- **WORK TO BE COMPLETED**:
Copy out each line of the listing that has the word "styles" in it.

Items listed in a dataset

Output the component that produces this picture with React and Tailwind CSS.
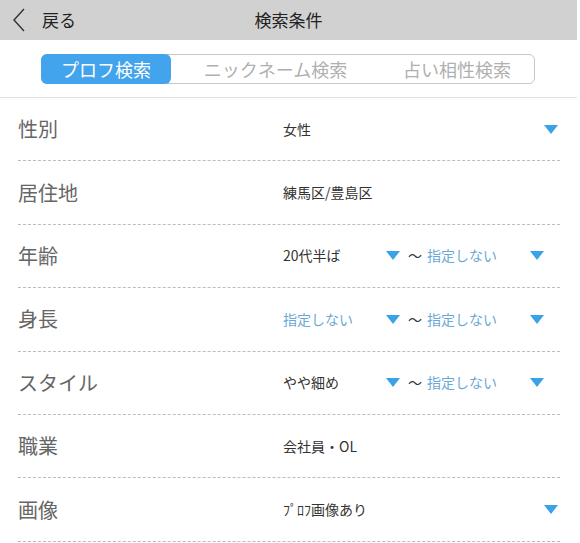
import React from 'react';

const font = { fontFamily: '"Noto Sans CJK JP", "Noto Sans", sans-serif' };

const Tri = ({ className = '' }) => (
  <svg width="14" height="9" viewBox="0 0 14 9" className={className}>
    <path d="M0 0 H14 L7 9 Z" fill="#3aa2e8" />
  </svg>
);

const Range = ({ from, fromBlue }) => (
  <div className="flex items-center">
    <span className={`w-[103px] text-[14px] ${fromBlue ? 'text-[#6aa9d6]' : 'text-[#333]'}`}>{from}</span>
    <Tri />
    <span className="ml-[8px] text-[14px] text-[#333]">～</span>
    <span className="ml-[5px] w-[103px] text-[14px] text-[#6aa9d6]">指定しない</span>
    <Tri />
  </div>
);

const rows = [
  { label: '性別', value: '女性', select: true },
  { label: '居住地', value: '練馬区/豊島区' },
  { label: '年齢', range: { from: '20代半ば' } },
  { label: '身長', range: { from: '指定しない', fromBlue: true } },
  { label: 'スタイル', range: { from: 'やや細め' } },
  { label: '職業', value: '会社員・OL' },
  { label: '画像', value: 'ﾌﾟﾛﾌ画像あり', select: true },
];

const App = () => {
  return (
    <div className="w-[577px] bg-white" style={font}>
      <div className="relative flex h-[40px] items-center bg-[#d1d1d1]">
        <svg width="14" height="24" viewBox="0 0 14 24" className="ml-[12px]">
          <path d="M12 1 L2 12 L12 23" fill="none" stroke="#333" strokeWidth="1.4" />
        </svg>
        <span className="ml-[16px] text-[17px] text-[#222]">戻る</span>
        <span className="absolute left-1/2 -translate-x-1/2 text-[17px] text-[#222]">検索条件</span>
      </div>

      <div className="border-b border-[#e2e2e2] pb-[13px] pt-[14px]">
        <div className="ml-[41px] flex h-[30px] w-[494px] items-stretch rounded-[6px] border border-[#c8c8c8]">
          <div className="-my-px -ml-px flex w-[130px] items-center justify-center rounded-[6px] bg-[#42a4ec] text-[18px] text-white">
            プロフ検索
          </div>
          <div className="flex w-[209px] items-center justify-center text-[18px] text-[#b0b0b0]">ニックネーム検索</div>
          <div className="flex flex-1 items-center justify-center text-[18px] text-[#b0b0b0]">占い相性検索</div>
        </div>
      </div>

      <div className="pl-[18px] pr-[17px]">
        {rows.map((row) => (
          <div key={row.label} className="flex h-[63.4px] items-center border-b border-dashed border-[#bdbdbd]">
            <span className="w-[265px] text-[20px] text-[#666]">{row.label}</span>
            {row.range ? (
              <Range {...row.range} />
            ) : (
              <div className="flex flex-1 items-center justify-between pr-[2px]">
                <span className="text-[14px] text-[#333]">{row.value}</span>
                {row.select && <Tri />}
              </div>
            )}
          </div>
        ))}
      </div>
    </div>
  );
};

export default App;
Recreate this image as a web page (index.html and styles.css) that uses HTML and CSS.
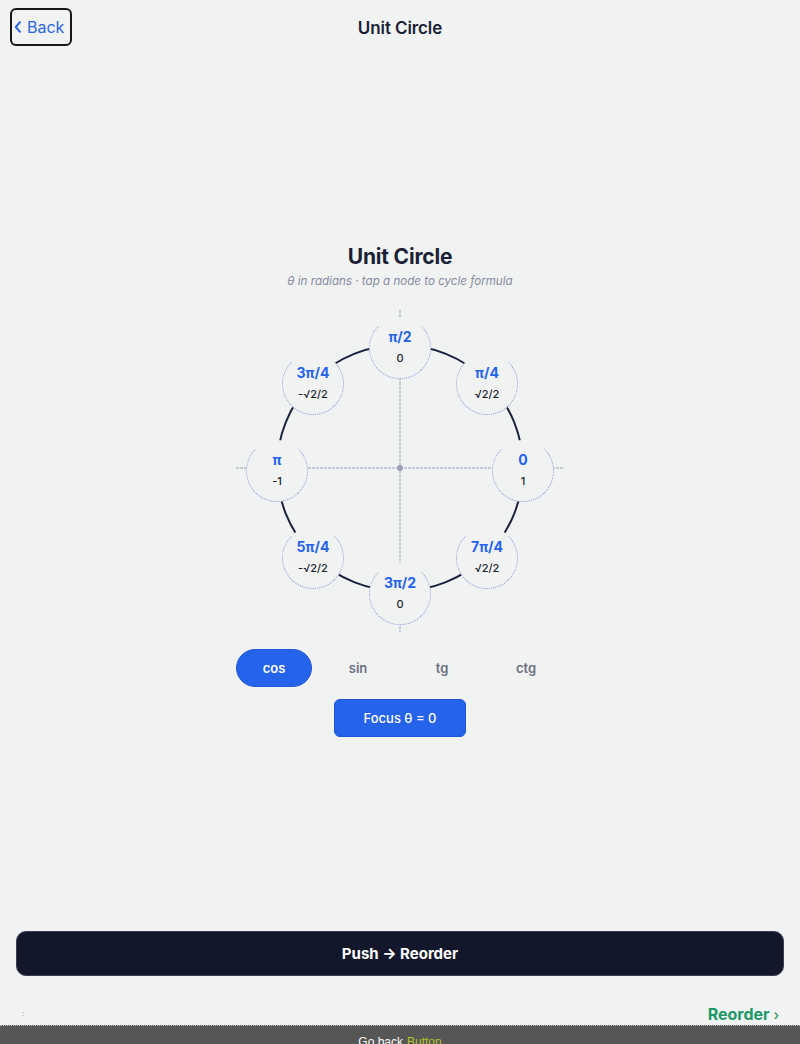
FILE: index.html
```html
<!DOCTYPE html>
<html lang="en">
<head>
<meta charset="utf-8">
<title>Unit Circle</title>
<link rel="stylesheet" href="styles.css">
</head>
<body>
<div class="page">
  <header class="nav">
    <div class="nav-left">
      <button class="back-btn" type="button">
        <svg class="chev" width="8" height="12" viewBox="0 0 8 12" aria-hidden="true"><path d="M6 1.2 L1.8 6 L6 10.8" fill="none" stroke="currentColor" stroke-width="2" stroke-linecap="round" stroke-linejoin="round"/></svg>
        <span>Back</span>
      </button>
    </div>
    <div class="nav-title">Unit Circle</div>
    <div class="nav-right"></div>
  </header>

  <main class="main">
    <h2 class="title">Unit Circle</h2>
    <p class="subtitle">θ in radians · tap a node to cycle formula</p>

    <div class="diagram">
      <svg class="plane" width="330" height="330" viewBox="0 0 330 330" aria-hidden="true">
        <line x1="1" y1="165" x2="328" y2="165" class="axis"/>
        <line x1="165" y1="7" x2="165" y2="329" class="axis"/>
        <circle cx="165" cy="165" r="123" class="ring"/>
        <circle cx="165" cy="165" r="3" class="origin"/>
      </svg>

      <div class="node" style="left:134px;top:14px"><b>π/2</b><span>0</span></div>
      <div class="node" style="left:221px;top:50px"><b>π/4</b><span>√2/2</span></div>
      <div class="node" style="left:257px;top:137px"><b>0</b><span>1</span></div>
      <div class="node" style="left:221px;top:224px"><b>7π/4</b><span>√2/2</span></div>
      <div class="node" style="left:134px;top:260px"><b>3π/2</b><span>0</span></div>
      <div class="node" style="left:47px;top:224px"><b>5π/4</b><span>-√2/2</span></div>
      <div class="node" style="left:11px;top:137px"><b>π</b><span>-1</span></div>
      <div class="node" style="left:47px;top:50px"><b>3π/4</b><span>-√2/2</span></div>
    </div>

    <div class="tabs">
      <button class="tab active" type="button">cos</button>
      <button class="tab" type="button">sin</button>
      <button class="tab" type="button">tg</button>
      <button class="tab" type="button">ctg</button>
    </div>

    <button class="focus-btn" type="button">Focus θ = 0</button>
  </main>

  <div class="actions">
    <button class="push-btn" type="button">Push → Reorder</button>
  </div>

  <div class="link-row">
    <span class="tick">:</span>
    <a class="next-link" href="#">Reorder <span class="arrow">›</span></a>
  </div>

  <div class="bottom-bar">
    <span class="bar-text">Go back</span>
    <span class="bar-kind">Button</span>
  </div>
</div>
</body>
</html>
```

FILE: styles.css
```css
* {
  box-sizing: border-box;
}

html, body {
  margin: 0;
  padding: 0;
  background: #f1f2f2;
}

body {
  font-family: Inter, "Noto Sans", "Liberation Sans", sans-serif;
  color: #1a1f36;
  overflow: hidden;
}

button {
  font-family: inherit;
  cursor: pointer;
}

.page {
  display: flex;
  flex-direction: column;
  height: 1044px;
}

/* top navigation bar */
.nav {
  height: 55px;
  display: grid;
  grid-template-columns: 1fr auto 1fr;
  align-items: center;
}

.nav-left {
  padding-left: 10px;
}

.back-btn {
  display: flex;
  align-items: center;
  gap: 5px;
  width: 62px;
  height: 38px;
  padding: 0 0 0 2px;
  border: 2px solid #171717;
  border-radius: 6px;
  background: transparent;
  color: #2a66e0;
  font-size: 16px;
  line-height: 20px;
  margin-top: -1px;
}

.chev {
  display: block;
}

.nav-title {
  font-size: 17px;
  font-weight: 600;
  color: #1a1f36;
  letter-spacing: -0.1px;
}

/* centred content */
.main {
  flex: 1;
  display: flex;
  flex-direction: column;
  align-items: center;
  justify-content: center;
  padding-bottom: 6px;
}

.title {
  margin: 0;
  font-size: 21px;
  line-height: 28px;
  font-weight: 700;
  color: #1a1f36;
  letter-spacing: -0.2px;
}

.subtitle {
  margin: 2px 0 0;
  font-size: 11.6px;
  line-height: 16px;
  font-style: italic;
  color: #878c9f;
}

.diagram {
  position: relative;
  width: 330px;
  height: 330px;
  margin-top: 14px;
}

.plane {
  display: block;
}

.axis {
  stroke: #9aa0b8;
  stroke-width: 1;
  stroke-dasharray: 3 1;
}

.ring {
  fill: none;
  stroke: #1c2340;
  stroke-width: 2;
}

.origin {
  fill: #9ca1b5;
}

.node {
  position: absolute;
  width: 62px;
  height: 62px;
  border-radius: 50%;
  background: #f1f2f2;
  border: 1px dotted #8a90d6;
  border-top-color: transparent;
  display: flex;
  flex-direction: column;
  align-items: center;
  justify-content: center;
  gap: 5px;
  padding-bottom: 4px;
}

.node b {
  font-size: 14px;
  line-height: 18px;
  font-weight: 700;
  color: #2563eb;
}

.node span {
  font-size: 11px;
  line-height: 14px;
  font-weight: 500;
  color: #1a1f2e;
}

.tabs {
  display: flex;
  gap: 8px;
  margin-top: 16px;
}

.tab {
  width: 76px;
  height: 38px;
  border: none;
  border-radius: 19px;
  background: transparent;
  color: #6b7183;
  font-size: 13px;
  font-weight: 600;
}

.tab.active {
  background: #2563eb;
  color: #ffffff;
  border: 1px solid #2459d6;
}

.focus-btn {
  margin-top: 12px;
  width: 132px;
  height: 38px;
  border-radius: 6px;
  border: 1px solid #1f55d4;
  background: #2563eb;
  color: #ffffff;
  font-size: 13px;
  font-weight: 500;
}

/* footer actions */
.actions {
  padding: 0 16px;
}

.push-btn {
  display: block;
  width: 100%;
  height: 45px;
  border-radius: 10px;
  border: 1px solid #3a3f55;
  background: #12172b;
  color: #ffffff;
  font-size: 15px;
  font-weight: 700;
}

.link-row {
  height: 49px;
  display: flex;
  align-items: flex-end;
  justify-content: space-between;
  padding: 0 21px 0 22px;
}

.tick {
  font-size: 7px;
  line-height: 10px;
  color: #8a90b0;
  margin-bottom: 6px;
}

.next-link {
  font-size: 16px;
  line-height: 20px;
  font-weight: 700;
  color: #1f9868;
  text-decoration: none;
}

.next-link .arrow {
  font-weight: 500;
  font-size: 14px;
}

.bottom-bar {
  height: 19px;
  background: #565656;
  border-top: 1px dotted #b9b9b9;
  overflow: hidden;
  display: flex;
  justify-content: center;
  gap: 4px;
  padding-top: 8px;
  font-size: 12px;
  line-height: 16px;
  font-family: "Liberation Sans", Arial, sans-serif;
}

.bar-text {
  color: #ffffff;
}

.bar-kind {
  color: #b6c42a;
}
```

- **THE ANSWER**:
Recreate this image as a web page (index.html and styles.css) that uses HTML and CSS.
<link rel="stylesheet" href="styles.css">
FILE: styles.css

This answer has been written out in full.